И сам себе отвечает: «Казахи говорят: «Человек счастлив там, где ему верят, где его любят». Вспоминаю еще одну казахскую поговорку: «Лучше быть в своем роду подметкой, чем в чужом роду султаном». Советская страна для меня свой род, своя Родина. Я, казах, гордящийся своим степным народом, его преданиями, песнями, историей, теперь гордо ношу звание офицера Красной Армии, командую батальоном советских солдат – русских, украинцев, казахов. Наши дети бегают вместе в школу, наши отцы живут бок о бок, делят лишения и горе тяжелой годины. Вот почему я дерусь под Москвой, на этой земле, где не ступала нога моего отца, моего деда и прадеда!».

Удивительно, но в книге, написанной еще в годы войны, всё как будто из сегодняшнего дня. «Мир хочет знать, кто мы такие. Восток и Запад спрашивают: кто ты такой, советский человек? Мы об этом сказали на войне. Сказали не этим болтливым языком, которому нипочем солгать, а языком дисциплины, языком боя, языком огня. Никогда мы так красноречиво о себе не говорили, как на полях войны, на полях боя…» – так отвечает на этот вопрос солдат, воин, казах Бауржан Момышулы.

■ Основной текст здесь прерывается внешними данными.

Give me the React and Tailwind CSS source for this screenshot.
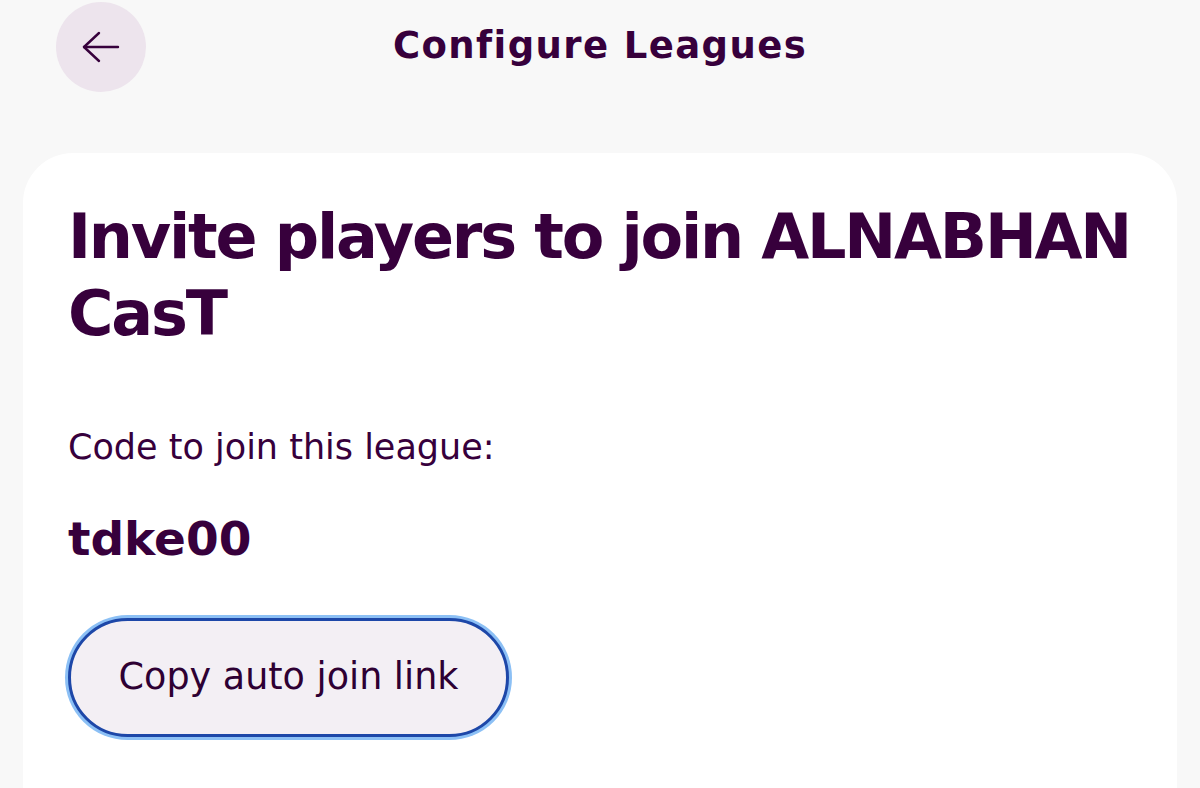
function BackArrow() {
  return (
    <svg width="40" height="40" viewBox="0 0 40 40" fill="none" stroke="#37003c" strokeWidth="2.4" strokeLinecap="round" strokeLinejoin="round">
      <path d="M37 20H3" />
      <path d="M18 6 3 20l15 14" />
    </svg>
  );
}

function App() {
  return (
    <div
      className="w-[1200px] h-[788px] overflow-hidden bg-[#f8f8f8] text-[#37003c]"
      style={{ fontFamily: "'DejaVu Sans', 'Noto Sans', sans-serif" }}
    >
      {/* Header */}
      <div className="relative h-[95px] flex items-center justify-center">
        <button className="absolute left-[56px] top-[2px] w-[90px] h-[90px] rounded-full bg-[#ede4ed] flex items-center justify-center">
          <BackArrow />
        </button>
        <h1 className="text-[37px] font-bold tracking-[1.4px] -mt-[4px]">Configure Leagues</h1>
      </div>

      {/* Card */}
      <div className="mx-[23px] mt-[58px] bg-white rounded-t-[50px] h-[700px] pl-[45px] pr-[15px] pt-[45px]">
        <h2 className="text-[62px] font-bold leading-[77px] tracking-[-2.2px]">
          Invite players to join ALNABHAN CasT
        </h2>
        <p className="mt-[73px] text-[35px] font-normal leading-[44px]">
          Code to join this league:
        </p>
        <p className="mt-[42px] text-[47px] font-bold leading-[56px]">tdke00</p>
        <button className="mt-[51px] w-[441px] h-[119px] rounded-full bg-[#f3eff4] border-[3px] border-[#1d47a8] ring-[3px] ring-[#8cc0f5] text-[36.5px] font-normal text-[#2e0033]">
          Copy auto join link
        </button>
      </div>
    </div>
  );
}

export default App;
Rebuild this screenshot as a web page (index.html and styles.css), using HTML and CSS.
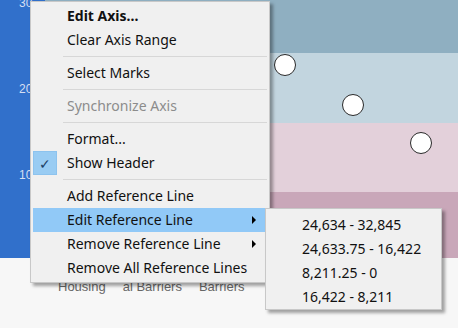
FILE: index.html
```html
<!DOCTYPE html>
<html lang="en">
<head>
  <meta charset="UTF-8" />
  <title>Axis menu</title>
  <link rel="stylesheet" href="styles.css">
</head>
<body>
<div class="view">
  <div class="chart">
    <div class="axis">
      <span class="tick">30</span>
      <span class="tick">20</span>
      <span class="tick">10</span>
    </div>
    <div class="plot">
      <div class="band band-1"></div>
      <div class="band band-2"></div>
      <div class="band band-3"></div>
      <div class="band band-4"></div>
      <div class="mark" style="left: 229px; top: 54px;"></div>
      <div class="mark" style="left: 297px; top: 94px;"></div>
      <div class="mark" style="left: 365px; top: 132px;"></div>
    </div>
  </div>
  <div class="labels">
    <span class="label">Housing</span>
    <span class="label">al Barriers</span>
    <span class="label">Barriers</span>
  </div>

  <!-- === CONTEXT MENU === -->
  <div class="menu">
    <div class="item bold">Edit Axis...</div>
    <div class="item">Clear Axis Range</div>
    <div class="sep"></div>
    <div class="item">Select Marks</div>
    <div class="sep"></div>
    <div class="item disabled">Synchronize Axis</div>
    <div class="sep"></div>
    <div class="item">Format...</div>
    <div class="item checked"><span class="check">&#10003;</span>Show Header</div>
    <div class="sep"></div>
    <div class="item">Add Reference Line</div>
    <div class="item active has-sub">Edit Reference Line</div>
    <div class="item has-sub">Remove Reference Line</div>
    <div class="item">Remove All Reference Lines</div>
  </div>

  <!-- === SUBMENU === -->
  <div class="submenu">
    <div class="sub-item">24,634 - 32,845</div>
    <div class="sub-item">24,633.75 - 16,422</div>
    <div class="sub-item">8,211.25 - 0</div>
    <div class="sub-item">16,422 - 8,211</div>
  </div>
</div>
</body>
</html>
```

FILE: styles.css
```css
* {
  box-sizing: border-box;
}

body {
  margin: 0;
  background-color: #F7F7F7;
  font-family: 'Noto Sans', sans-serif;
  width: 458px;
  height: 328px;
  overflow: hidden;
}

.view {
  position: relative;
  width: 458px;
  height: 328px;
}

/* ===== Chart ===== */
.chart {
  display: flex;
  height: 258px;
}

.axis {
  width: 45px;
  background-color: #3170CB;
  display: flex;
  flex-direction: column;
  align-items: flex-start;
  gap: 70px;
  padding: 0 0 0 19px;
  margin-top: -5px;
}

.tick {
  font-family: 'Liberation Sans', sans-serif;
  font-size: 12px;
  line-height: 16px;
  color: #D5DFF2;
}

.plot {
  flex: 1;
  position: relative;
  display: flex;
  flex-direction: column;
}

.band-1 { height: 53px; background-color: #8FAFC1; }
.band-2 { height: 70px; background-color: #C2D5DF; }
.band-3 { height: 69px; background-color: #E3D0DA; }
.band-4 { flex: 1; background-color: #C9A7B9; }

.mark {
  position: absolute;
  width: 22px;
  height: 22px;
  border-radius: 50%;
  background-color: #FFFFFF;
  border: 1px solid #2A2A2A;
}

.labels {
  display: flex;
  padding: 21px 0 0 58px;
  gap: 17px;
}

.label {
  font-family: 'Liberation Sans', sans-serif;
  font-size: 13px;
  color: #666666;
}

/* ===== Menus ===== */
.menu, .submenu {
  position: absolute;
  background-color: #F0F0F0;
  border: 1px solid #C8C8C8;
  box-shadow: 3px 3px 3px rgba(0, 0, 0, 0.35);
  padding: 2px;
  font-size: 14px;
  color: #111111;
}

.menu {
  left: 30px;
  top: 1px;
  width: 240px;
}

.item {
  position: relative;
  height: 24px;
  line-height: 24px;
  padding-left: 34px;
}

.item.bold {
  font-weight: bold;
}

.item.disabled {
  color: #8C8C8C;
}

.item.active {
  background-color: #91C9F7;
}

.item.has-sub::after {
  content: "";
  position: absolute;
  right: 11px;
  top: 8px;
  border-left: 4px solid #000000;
  border-top: 4px solid transparent;
  border-bottom: 4px solid transparent;
}

.check {
  position: absolute;
  left: 0;
  top: 0;
  width: 24px;
  height: 24px;
  background-color: #99CCF3;
  border: 1px solid #8DC3EE;
  text-align: center;
  font-size: 14px;
  color: #1C3F66;
}

.sep {
  height: 9px;
  margin-left: 30px;
  background: linear-gradient(#D7D7D7, #D7D7D7) no-repeat center / 100% 1px;
}

.submenu {
  left: 265px;
  top: 208px;
  width: 177px;
  height: 102px;
  padding: 4px 2px;
}

.sub-item {
  height: 24px;
  line-height: 24px;
  padding-left: 34px;
}
```
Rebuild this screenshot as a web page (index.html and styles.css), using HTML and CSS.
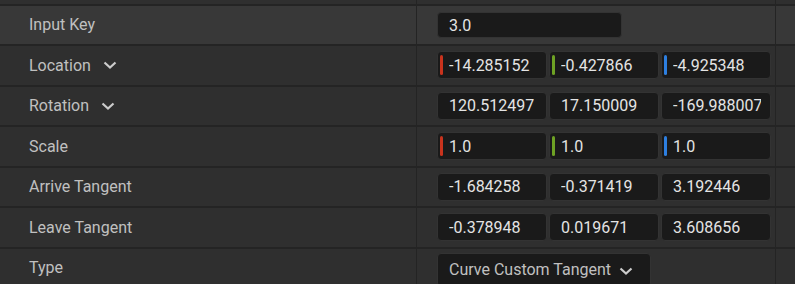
FILE: index.html
```html
<!DOCTYPE html>
<html lang="en">
<head>
  <meta charset="UTF-8" />
  <title>Spline Point Details</title>
  <link rel="stylesheet" href="styles.css">
</head>
<body>
  <div class="panel">
    <div class="row top-edge">
      <div class="name"></div>
      <div class="value"></div>
      <div class="gutter"></div>
    </div>

    <div class="row active">
      <div class="name">Input Key</div>
      <div class="value">
        <div class="field key"><span class="num">3.0</span></div>
      </div>
      <div class="gutter"></div>
    </div>

    <div class="row">
      <div class="name">Location <svg class="chevron" viewBox="0 0 14 8"><path d="M1.5 1.5l5.5 5 5.5-5"/></svg></div>
      <div class="value">
        <div class="field axis x"><span class="num">-14.285152</span></div>
        <div class="field axis y"><span class="num">-0.427866</span></div>
        <div class="field axis z"><span class="num">-4.925348</span></div>
      </div>
      <div class="gutter"></div>
    </div>

    <div class="row">
      <div class="name">Rotation <svg class="chevron" viewBox="0 0 14 8"><path d="M1.5 1.5l5.5 5 5.5-5"/></svg></div>
      <div class="value">
        <div class="field"><span class="num">120.512497</span></div>
        <div class="field"><span class="num">17.150009</span></div>
        <div class="field"><span class="num">-169.988007</span></div>
      </div>
      <div class="gutter"></div>
    </div>

    <div class="row">
      <div class="name">Scale</div>
      <div class="value">
        <div class="field axis x"><span class="num">1.0</span></div>
        <div class="field axis y"><span class="num">1.0</span></div>
        <div class="field axis z"><span class="num">1.0</span></div>
      </div>
      <div class="gutter"></div>
    </div>

    <div class="row">
      <div class="name">Arrive Tangent</div>
      <div class="value">
        <div class="field"><span class="num">-1.684258</span></div>
        <div class="field"><span class="num">-0.371419</span></div>
        <div class="field"><span class="num">3.192446</span></div>
      </div>
      <div class="gutter"></div>
    </div>

    <div class="row">
      <div class="name">Leave Tangent</div>
      <div class="value">
        <div class="field"><span class="num">-0.378948</span></div>
        <div class="field"><span class="num">0.019671</span></div>
        <div class="field"><span class="num">3.608656</span></div>
      </div>
      <div class="gutter"></div>
    </div>

    <div class="row">
      <div class="name">Type</div>
      <div class="value">
        <div class="combo">Curve Custom Tangent <svg class="chevron" viewBox="0 0 14 8"><path d="M1.5 1.5l5.5 5 5.5-5"/></svg></div>
      </div>
      <div class="gutter"></div>
    </div>
  </div>
</body>
</html>
```

FILE: styles.css
```css
html,
body {
  margin: 0;
  height: 100%;
  overflow: hidden;
  background-color: #242424;
}

body {
  font-family: Roboto, "Liberation Sans", sans-serif;
  font-size: 16px;
}

.panel {
  display: flex;
  flex-direction: column;
  gap: 2px;
}

.row {
  display: flex;
  height: 38.5px;
  flex-shrink: 0;
  background-color: #2f2f2f;
}

.row.top-edge {
  height: 3.5px;
}

.row.active {
  background-color: #383838;
}

.name {
  width: 416px;
  flex-shrink: 0;
  box-sizing: border-box;
  padding-left: 29px;
  display: flex;
  align-items: center;
  color: #c0c0c0;
}

.value {
  width: 359px;
  flex-shrink: 0;
  box-sizing: border-box;
  border-left: 1px solid #242424;
  padding-left: 20px;
  display: flex;
  align-items: center;
  gap: 2px;
}

.gutter {
  flex: 1;
  border-left: 1px solid #242424;
}

.chevron {
  width: 14px;
  height: 8px;
  margin-left: 12px;
  fill: none;
  stroke: #cccccc;
  stroke-width: 2.2;
}

.field {
  position: relative;
  width: 110px;
  height: 28px;
  box-sizing: border-box;
  background-color: #1a1a1a;
  border: 1px solid #333333;
  border-radius: 4px;
  padding: 0 9px 0 11px;
  display: flex;
  align-items: center;
  color: #e4e4e4;
}

.num {
  min-width: 0;
  overflow: hidden;
  white-space: nowrap;
}

.field.key {
  width: 185px;
  height: 26px;
  margin-top: 1px;
}

.field.axis::before {
  content: "";
  position: absolute;
  left: 2px;
  top: 3px;
  bottom: 3px;
  width: 3px;
  border-radius: 2px;
}

.field.x::before {
  background-color: #c9331d;
}

.field.y::before {
  background-color: #6ea224;
}

.field.z::before {
  background-color: #2d7fe0;
}

.combo {
  align-self: flex-start;
  margin-top: 4px;
  width: 214px;
  height: 34px;
  box-sizing: border-box;
  background-color: #1a1a1a;
  border: 1px solid #333333;
  border-radius: 4px;
  padding: 6px 0 0 11px;
  display: flex;
  align-items: flex-start;
  color: #c0c0c0;
  white-space: nowrap;
}

.combo .chevron {
  margin-left: 8px;
  margin-top: 7px;
}
```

После войны Бауржан Момышулы сам стал писателем. Написал книги «Битва под Москвой», «Психология войны». В последней есть такие слова: «Есть книги, которые пишутся кровью, а не типографской краской». Эти книги стоит прочитать. Один из читателей пишет: «Я бы выпустил стилизованное издание этой книги: страницы, как будто обгоревшие, а в обложку вплавил бы парочку гильз. Настолько ярко вырывается пламя войны с её страниц».

Фидель Кастро на вопрос, кого бы вы назвали героем Великой Отечественной войны, ответил: «Казаха Бауржана Момышулы, героя книги «Волоколамское шоссе». В 1963 году Момышулы пригласили на Кубу. В военном училище он читал учащимся лекции на тему «выход из окружения без потерь» и «ведение ночных боёв в наступлении».

Скончался Бауржан Момышулы в 1982 году в Алма-Ате. Звание Героя Советского Союза ему присвоено посмертно – в 1990 году.